The danger, now, is that the backlash against the complex systems we have built will lead to the collapse of our whole civilisation. In short, we need to adapt or create a system which is simpler than the current one but still offers benefits to everyone. One important cornerstone of such a system could be a Universal Basic Income (UBI), or Citizen’s Income.

The UBI is an unconditional cash payment to every citizen of a country. So if the UK paid its citizens a UBI, you as a citizen of the UK would automatically receive a UBI by virtue of being a citizen of the UK. It would be paid directly into your bank account every week or month. It would be an amount of money that was enough for you to live on.  It would largely replace the current benefits and pensions system.

There are many advantages to a UBI: it allows unemployed people to take up work without worrying about losing their state benefits; it gives family members who care for others a regular income; and it allows you to start a business, go back into education or take a break without the worry of falling into poverty.

The other main benefit of the UBI is that it isn’t complex. For those receiving it, it’s simple. To receive current means-tested benefits, claimants must fill out endless reams of paperwork and pass a series of tests to prove they are entitled to that particular benefit.  This wastes the claimant’s time and causes misery as they have to jump through hoops to prove to the state that their claim is bona fide. The UBI does away with all of this: everyone receives the UBI, so nobody has to prove they are entitled to it. Stacks of needless paperwork and countless wasted hours are dissipated in an instant.

As well as being simple for individuals, doing away with paperwork makes things simple for the state, too. By scrapping complex systems for assessing and processing claimants, the government no longer needs so many civil servants, so can cut down on bureaucracy. UBI would allow the government to do less with more, offering a sleek, simple welfare system that costs less and helps everyone.

Finally, the UBI is conceptually simple. Everyone would know and understand that, as a citizen of the UK, they would be entitled to a UBI whatever their circumstances.  They would also know that their spouse, parents, neighbours, colleagues and random people in the street would also be entitled to the same amount of money.  Unlike the EU or TPP, everyone would know exactly what the UBI gives them and their country, and what the consequences of its end would mean.

So, if we are facing a complex global system on the verge of collapse, how do we move to a simpler system with UBI at its core? The answer would seem to be begin as we mean to go on, which means ensuring simplicity and transparency from the very start. I was pleasantly surprised by the British Liberal Democrats’ recent announcement that they would introduce a new tax to pay for the National Health Service (NHS). The policy is great for moving towards a simpler system in several ways. Firstly, it’s conceptually straightforward: you pay this tax, you get the NHS. Secondly, it’s transparent: the party is saying explicitly where this money would go. Finally, it uses a dedicated tax to pay for a specific service — key thinkers like Dr. Malcolm Torry (check out his great book, Money for Everyone) have suggested a similar means of funding the UBI.

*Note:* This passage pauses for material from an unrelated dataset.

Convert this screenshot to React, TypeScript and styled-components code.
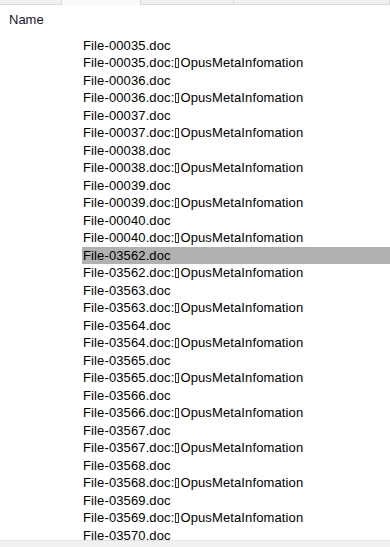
import styled, { createGlobalStyle } from 'styled-components'

const GlobalStyle = createGlobalStyle`
  html, body {
    margin: 0;
    padding: 0;
    background: #ffffff;
  }
  body {
    font-family: "Liberation Sans", Arial, sans-serif;
  }
`

interface TabProps {
  active?: boolean;
  width: number;
}

interface RowProps {
  selected?: boolean;
}

const Window = styled.div`
  width: 390px;
  height: 547px;
  display: flex;
  flex-direction: column;
  background: #ffffff;
  overflow: hidden;
`

const TabStrip = styled.div`
  height: 5px;
  display: flex;
  background: #f0f0f0;
  flex-shrink: 0;
`

const Tab = styled.div<TabProps>`
  width: ${props => props.width}px;
  flex-shrink: 0;
  box-sizing: border-box;
  background: ${props => props.active ? '#fafafa' : '#f0f0f0'};
  border-right: 1px solid #d9d9d9;
  border-bottom: ${props => props.active ? 'none' : '1px solid #dadada'};
`

const Content = styled.div`
  flex: 1;
  overflow: hidden;
  display: flex;
  flex-direction: column;
`

const Header = styled.div`
  height: 31.5px;
  flex-shrink: 0;
  box-sizing: border-box;
  padding: 6px 0 0 9px;
  font-size: 13px;
  line-height: 17.5px;
  color: #14142a;
`

const List = styled.div`
  display: flex;
  flex-direction: column;
`

const Row = styled.div<RowProps>`
  height: 17.5px;
  flex-shrink: 0;
  line-height: 17.5px;
  margin-left: 82px;
  padding-left: 1px;
  font-size: 13px;
  letter-spacing: 0.12px;
  color: #000000;
  white-space: nowrap;
  background: ${props => props.selected ? '#b1b1b1' : 'transparent'};
`

const Tofu = styled.span`
  display: inline-block;
  box-sizing: border-box;
  width: 4px;
  height: 10px;
  margin: 0 1px 0 1px;
  border: 1px solid #333333;
  vertical-align: -1px;
`

const StatusStrip = styled.div`
  height: 6px;
  flex-shrink: 0;
  background: #f0f0f0;
  border-top: 1px solid #e3e3e3;
`

const ids = ['00035', '00036', '00037', '00038', '00039', '00040',
  '03562', '03563', '03564', '03565', '03566', '03567', '03568', '03569']

const rows: { name: string; stream: boolean }[] = []
ids.forEach(id => {
  rows.push({ name: `File-${id}.doc`, stream: false })
  rows.push({ name: `File-${id}.doc:`, stream: true })
})
rows.push({ name: 'File-03570.doc', stream: false })

export default function App() {
  return (
    <>
      <GlobalStyle />
      <Window>
        <TabStrip>
          <Tab width={62} />
          <Tab width={79} active />
          <Tab width={93} />
          <Tab width={156} />
        </TabStrip>
        <Content>
          <Header>Name</Header>
          <List>
            {rows.map((r, i) => (
              <Row key={i} selected={r.name === 'File-03562.doc'}>
                {r.name}
                {r.stream && <><Tofu />OpusMetaInfomation</>}
              </Row>
            ))}
          </List>
        </Content>
        <StatusStrip />
      </Window>
    </>
  )
}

While 2017 could be remembered as the year when our civilisation buckles under the weight of its own complexity and the barbarians take over the citadel, it could also be the point at which we begin transitioning towards a simpler, more efficient society. For example, the Finnish government (and a centre-right government at that) is embarking on a basic income trial for the unemployed. If this trial proves successful, it could spread to other countries around the would — perhaps a way to inoculate against the Trump/Brexit contagion.

It will take time and effort. As the late Apple co-founder Steve Jobs said:

“Simple can be harder than complex. You have to work hard to get your thinking clean to make it simple. But it’s worth it in the end because once you get there, you can move mountains.”

Perhaps this is the start of a new heyday for our civilisation.

And if not?  Well, the modern Rome was good while it lasted.